Real value investing is slower, quieter, and far more demanding. It requires you to think like a business owner, not a gambler. It asks you to ignore noise, question your own assumptions, and do the hard work of analysis before you ever touch your money.

This guide breaks down what wise investing actually looks like the principles, the process, the psychology, and the common traps that kill most investors before they even get started.

What Is Value Investing, Really?

Value investing is the practice of buying securities at prices below their actual economic worth and holding them until the market recognizes that worth.

Simple enough in theory. Brutally hard in practice.

The original framework was laid out by Benjamin Graham and David Dodd in their 1934 classic Security Analysis. Their central argument was this: price and value are two completely different things. The stock price you see on your screen is not the same as what the business is actually worth. The market, driven by emotion and herd behavior, frequently gets this wrong in both directions.

Graham’s most famous student, Warren Buffett, turned this idea into the greatest wealth-building record in modern financial history. An investment of $100 in Buffett’s Berkshire Hathaway in 1965 grew to over $1.8 million by 2015 compared to just over $11,000 if you had put that same $100 into the S&P 500 index.

That is not luck. That is method.

The Problem With How Most People Are Taught to Invest

Before you can understand good investing, you need to understand what most investment education gets wrong.

Starting in the 1950s, a graduate student named Harry Markowitz introduced what became known as Modern Portfolio Theory (MPT).

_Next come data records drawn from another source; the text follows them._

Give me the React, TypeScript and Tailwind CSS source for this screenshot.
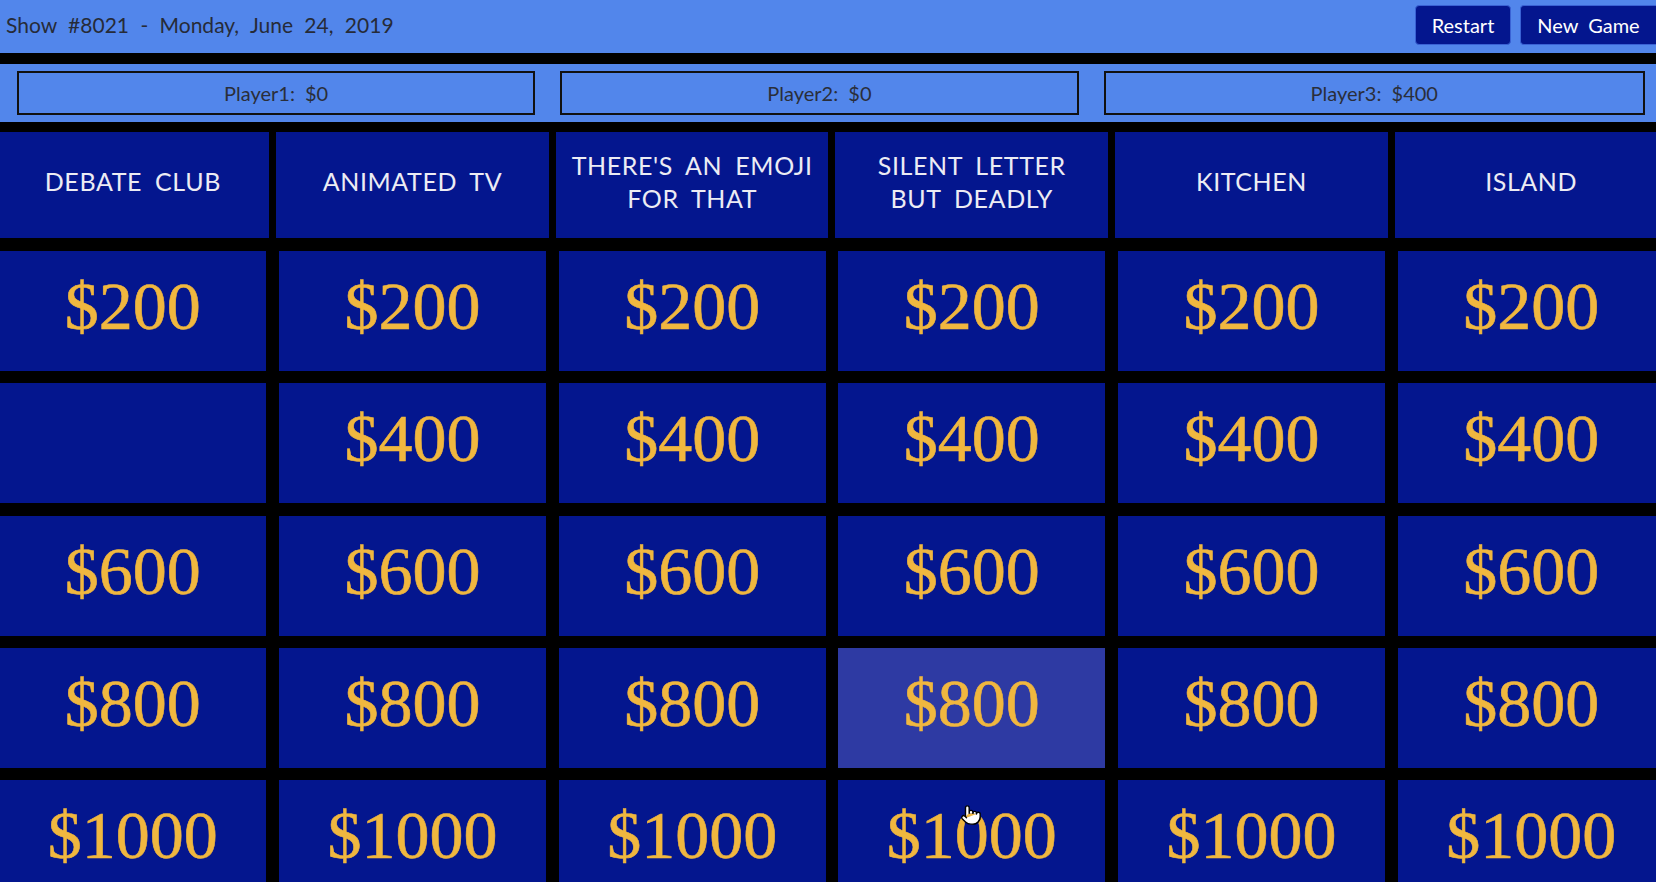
import { Pointer } from "lucide-react";

const categories = [
  "Debate Club",
  "Animated TV",
  "There's an Emoji for That",
  "Silent Letter but Deadly",
  "Kitchen",
  "Island",
];

const values = [200, 400, 600, 800, 1000];

// answered clues are blank
const answered = new Set(["0-400"]);
const hovered = "3-800";

const players = [
  { name: "Player1", score: 0 },
  { name: "Player2", score: 0 },
  { name: "Player3", score: 400 },
];

function TopBar() {
  return (
    <header className="flex h-[53px] items-start justify-between bg-[#5286EB]">
      <span className="pt-[9px] pl-[6px] text-[21px] text-[#262b38] [word-spacing:6px]">
        Show #8021 - Monday, June 24, 2019
      </span>
      <div className="flex gap-[9px] pt-[5px]">
        <button
          type="button"
          className="h-[40px] w-[96px] rounded-[4px] border border-[#3a62d4] bg-[#04168E] text-[20px] text-white"
        >
          Restart
        </button>
        <button
          type="button"
          className="h-[40px] w-[136px] rounded-l-[4px] border border-r-0 border-[#3a62d4] bg-[#04168E] text-[20px] text-white [word-spacing:5px]"
        >
          New Game
        </button>
      </div>
    </header>
  );
}

function Scores() {
  return (
    <div className="mt-[11px] flex h-[58px] gap-[25px] bg-[#5286EB] pt-[7px] pr-[11px] pl-[17px]">
      {players.map((p) => (
        <div
          key={p.name}
          className="flex h-[44px] flex-auto items-center justify-center border-2 border-[#111] text-[20px] text-[#2a2e3a] [word-spacing:5px]"
        >
          {p.name}: ${p.score}
        </div>
      ))}
    </div>
  );
}

function Board() {
  return (
    <div className="-ml-[7px] w-[1678px] pt-[10px]">
      <div className="grid grid-cols-6">
        {categories.map((c) => (
          <div
            key={c}
            className="mx-[3.5px] flex h-[105.5px] items-center justify-center bg-[#04168E] px-[13px] pb-[6px] text-center text-[25px] leading-[33px] tracking-[0.6px] text-[#ECECF4] uppercase [word-spacing:6px]"
          >
            {c}
          </div>
        ))}
      </div>
      <div className="mt-[13.5px] grid grid-cols-6 gap-y-[12.3px]">
        {values.map((v) =>
          categories.map((_, col) => {
            const key = `${col}-${v}`;
            return (
              <div
                key={key}
                className={`mx-[6.3px] flex h-[120px] items-center justify-center pb-[10px] font-['Liberation_Serif',serif] text-[68px] text-[#F0B73F] [-webkit-text-stroke:0.6px_#F0B73F] ${
                  key === hovered ? "bg-[#2E3AA3]" : "bg-[#04168E]"
                }`}
              >
                {answered.has(key) ? "" : `$${v}`}
              </div>
            );
          }),
        )}
      </div>
    </div>
  );
}

export default function App() {
  return (
    <div className="relative h-[882px] w-full overflow-hidden bg-black font-['Lato',sans-serif]">
      <TopBar />
      <Scores />
      <Board />
      <Pointer
        className="absolute top-[804px] left-[960px] h-[22px] w-[22px] fill-white text-black"
        strokeWidth={1.5}
        aria-hidden="true"
      />
    </div>
  );
}
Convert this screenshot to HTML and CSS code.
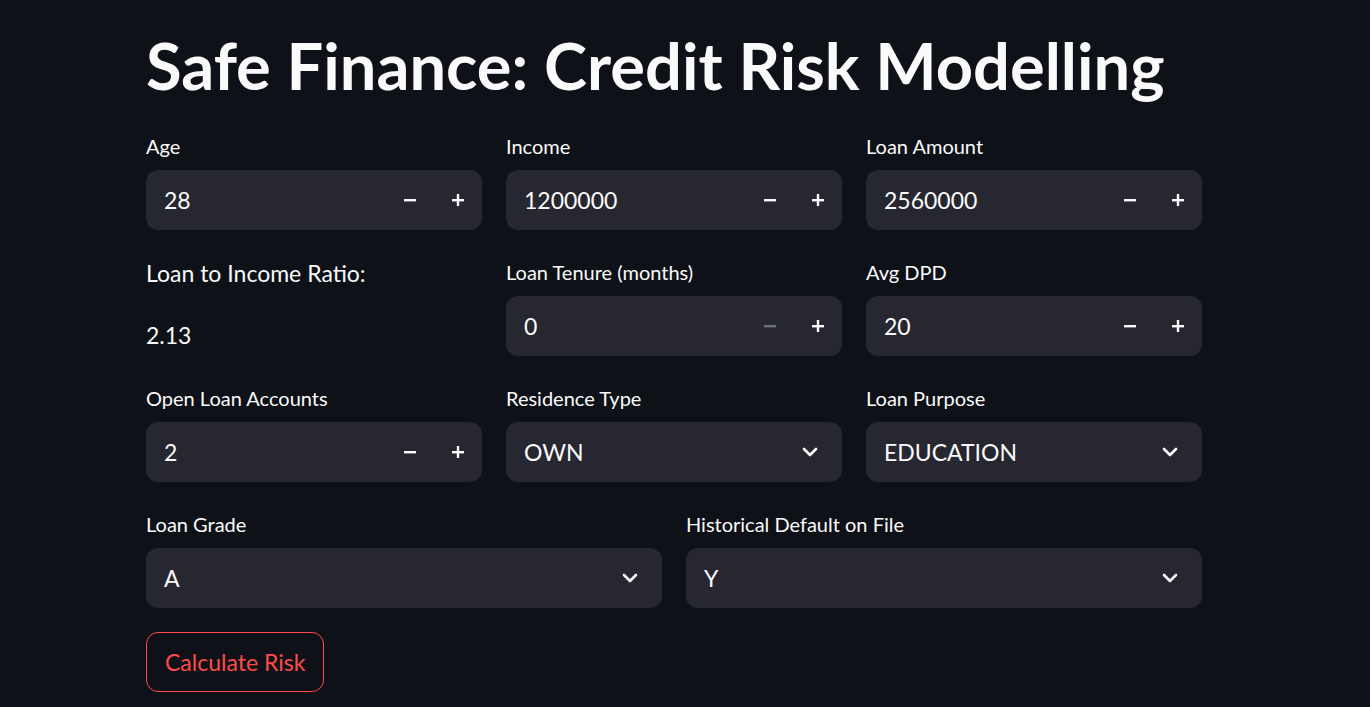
FILE: index.html
```html
<!DOCTYPE html>
<html lang="en">
<head>
<meta charset="utf-8">
<title>Safe Finance: Credit Risk Modelling</title>
<link rel="stylesheet" href="styles.css">
</head>
<body>
<main class="page">
  <h1 class="title">Safe Finance: Credit Risk Modelling</h1>

  <div class="row row-3">
    <div class="field">
      <label class="label">Age</label>
      <div class="input">
        <span class="value">28</span>
        <div class="steps">
          <span class="step"><svg viewBox="0 0 12 12" width="12" height="12"><rect x="0" y="5" width="12" height="2.4" fill="currentColor"/></svg></span>
          <span class="step"><svg viewBox="0 0 12 12" width="12" height="12"><rect x="0" y="5" width="12" height="2.4" fill="currentColor"/><rect x="4.8" y="0" width="2.4" height="12" fill="currentColor"/></svg></span>
        </div>
      </div>
    </div>
    <div class="field">
      <label class="label">Income</label>
      <div class="input">
        <span class="value">1200000</span>
        <div class="steps">
          <span class="step"><svg viewBox="0 0 12 12" width="12" height="12"><rect x="0" y="5" width="12" height="2.4" fill="currentColor"/></svg></span>
          <span class="step"><svg viewBox="0 0 12 12" width="12" height="12"><rect x="0" y="5" width="12" height="2.4" fill="currentColor"/><rect x="4.8" y="0" width="2.4" height="12" fill="currentColor"/></svg></span>
        </div>
      </div>
    </div>
    <div class="field">
      <label class="label">Loan Amount</label>
      <div class="input">
        <span class="value">2560000</span>
        <div class="steps">
          <span class="step"><svg viewBox="0 0 12 12" width="12" height="12"><rect x="0" y="5" width="12" height="2.4" fill="currentColor"/></svg></span>
          <span class="step"><svg viewBox="0 0 12 12" width="12" height="12"><rect x="0" y="5" width="12" height="2.4" fill="currentColor"/><rect x="4.8" y="0" width="2.4" height="12" fill="currentColor"/></svg></span>
        </div>
      </div>
    </div>
  </div>

  <div class="row row-3">
    <div class="field">
      <p class="md">Loan to Income Ratio:</p>
      <p class="md">2.13</p>
    </div>
    <div class="field">
      <label class="label">Loan Tenure (months)</label>
      <div class="input">
        <span class="value">0</span>
        <div class="steps">
          <span class="step disabled"><svg viewBox="0 0 12 12" width="12" height="12"><rect x="0" y="5" width="12" height="2.4" fill="currentColor"/></svg></span>
          <span class="step"><svg viewBox="0 0 12 12" width="12" height="12"><rect x="0" y="5" width="12" height="2.4" fill="currentColor"/><rect x="4.8" y="0" width="2.4" height="12" fill="currentColor"/></svg></span>
        </div>
      </div>
    </div>
    <div class="field">
      <label class="label">Avg DPD</label>
      <div class="input">
        <span class="value">20</span>
        <div class="steps">
          <span class="step"><svg viewBox="0 0 12 12" width="12" height="12"><rect x="0" y="5" width="12" height="2.4" fill="currentColor"/></svg></span>
          <span class="step"><svg viewBox="0 0 12 12" width="12" height="12"><rect x="0" y="5" width="12" height="2.4" fill="currentColor"/><rect x="4.8" y="0" width="2.4" height="12" fill="currentColor"/></svg></span>
        </div>
      </div>
    </div>
  </div>

  <div class="row row-3">
    <div class="field">
      <label class="label">Open Loan Accounts</label>
      <div class="input">
        <span class="value">2</span>
        <div class="steps">
          <span class="step"><svg viewBox="0 0 12 12" width="12" height="12"><rect x="0" y="5" width="12" height="2.4" fill="currentColor"/></svg></span>
          <span class="step"><svg viewBox="0 0 12 12" width="12" height="12"><rect x="0" y="5" width="12" height="2.4" fill="currentColor"/><rect x="4.8" y="0" width="2.4" height="12" fill="currentColor"/></svg></span>
        </div>
      </div>
    </div>
    <div class="field">
      <label class="label">Residence Type</label>
      <div class="input select">
        <span class="value">OWN</span>
        <span class="chev"><svg viewBox="0 0 16 10" width="16" height="10"><polyline points="2,2 8,8 14,2" fill="none" stroke="currentColor" stroke-width="2.6" stroke-linecap="round" stroke-linejoin="round"/></svg></span>
      </div>
    </div>
    <div class="field">
      <label class="label">Loan Purpose</label>
      <div class="input select">
        <span class="value">EDUCATION</span>
        <span class="chev"><svg viewBox="0 0 16 10" width="16" height="10"><polyline points="2,2 8,8 14,2" fill="none" stroke="currentColor" stroke-width="2.6" stroke-linecap="round" stroke-linejoin="round"/></svg></span>
      </div>
    </div>
  </div>

  <div class="row row-2">
    <div class="field">
      <label class="label">Loan Grade</label>
      <div class="input select">
        <span class="value">A</span>
        <span class="chev"><svg viewBox="0 0 16 10" width="16" height="10"><polyline points="2,2 8,8 14,2" fill="none" stroke="currentColor" stroke-width="2.6" stroke-linecap="round" stroke-linejoin="round"/></svg></span>
      </div>
    </div>
    <div class="field">
      <label class="label">Historical Default on File</label>
      <div class="input select">
        <span class="value">Y</span>
        <span class="chev"><svg viewBox="0 0 16 10" width="16" height="10"><polyline points="2,2 8,8 14,2" fill="none" stroke="currentColor" stroke-width="2.6" stroke-linecap="round" stroke-linejoin="round"/></svg></span>
      </div>
    </div>
  </div>

  <div class="actions">
    <button class="btn" type="button">Calculate Risk</button>
  </div>
</main>
</body>
</html>
```

FILE: styles.css
```css
html, body {
  margin: 0;
  padding: 0;
  background: #0e1117;
  color: #fafafa;
  font-family: "Lato", "Noto Sans", sans-serif;
  overflow: hidden;
}

.page {
  width: 1056px;
  margin-left: 146px;
  padding-top: 27px;
  display: flex;
  flex-direction: column;
  gap: 24px;
}

.title {
  margin: 0;
  height: 77px;
  font-size: 65px;
  font-weight: 700;
  line-height: 77px;
  color: #fafafa;
  letter-spacing: 0;
  white-space: nowrap;
}

.row {
  display: grid;
  column-gap: 24px;
}

.row-3 { grid-template-columns: repeat(3, 1fr); }
.row-2 { grid-template-columns: repeat(2, 1fr); }

.field {
  display: flex;
  flex-direction: column;
  min-width: 0;
}

.label {
  display: flex;
  align-items: center;
  height: 36px;
  margin-bottom: 6px;
  font-size: 20px;
  color: #fafafa;
}

.input {
  height: 60px;
  background: #262730;
  border-radius: 12px;
  display: flex;
  align-items: center;
  padding-left: 18px;
  box-sizing: border-box;
}

.value {
  flex: 1;
  font-size: 23px;
  color: #fafafa;
}

.steps {
  display: flex;
  height: 100%;
}

.step {
  width: 48px;
  display: flex;
  align-items: center;
  justify-content: center;
  color: #fafafa;
}

.step.disabled {
  color: #6d6f7c;
}

.select {
  padding-right: 24px;
}

.chev {
  display: flex;
  color: #fafafa;
}

.md {
  margin: 0 0 24px 0;
  font-size: 23px;
  line-height: 38px;
}

.md:last-child {
  margin-bottom: 0;
}

.actions {
  display: flex;
}

.btn {
  height: 60px;
  padding: 0 18px;
  background: #0e1117;
  border: 1px solid #ff4b4b;
  border-radius: 12px;
  color: #ff4b4b;
  font-family: inherit;
  font-size: 23px;
  white-space: nowrap;
}
```
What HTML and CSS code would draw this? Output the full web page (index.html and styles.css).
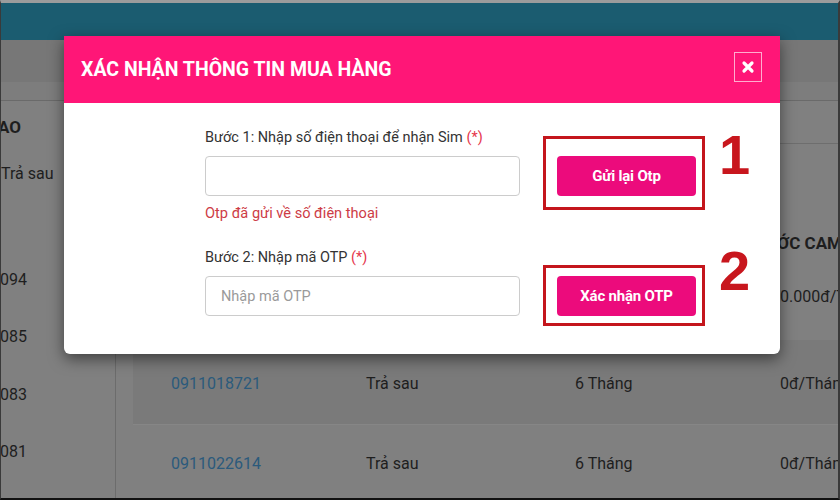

His big idea: risk could be measured mathematically using the standard deviation of past returns. From that foundation, investing slowly transformed into something closer to applied mathematics than business analysis.

The consequences have been significant.

  • Stocks became ticker symbols, not businesses. Analysis of what a company actually does, how it earns money, and who leads it all of that got pushed aside.
  • Risk became a statistic, not a judgment. In reality, risk is about business quality, leadership, industry dynamics, and your own ability to hold through downturns. A number pulled from historical price movements captures almost none of that.
  • Diversification became an end in itself, rather than a tool. Owning 200 poorly understood stocks is not a strategy. It is a way of guaranteeing you will never understand what you own.

The behavioral economics research of Amos Tversky and Daniel Kahneman which earned a Nobel Prize in 2002 later confirmed what practitioners like Graham always knew: human beings are deeply irrational when it comes to money. We suffer from confirmation bias, loss aversion, and crowd psychology. We make systematic, predictable mistakes.

Yet most investment education still assumes you are a calm, rational, utility-maximizing machine. You are not. Neither is anyone else.

Investing Is a Problem of Choice, Not Chance

Here is a mental shift that changes everything.

Modern finance treats investing as a gamble a game of probability and price movements. Smart value investing treats it as a problem of human choice. Yes, chance plays a role. Markets are unpredictable. Nobody knows exactly when a stock will be fairly valued. But how you reason, what you analyze, and how you manage your own psychology these factors matter far more than luck over a long-time horizon.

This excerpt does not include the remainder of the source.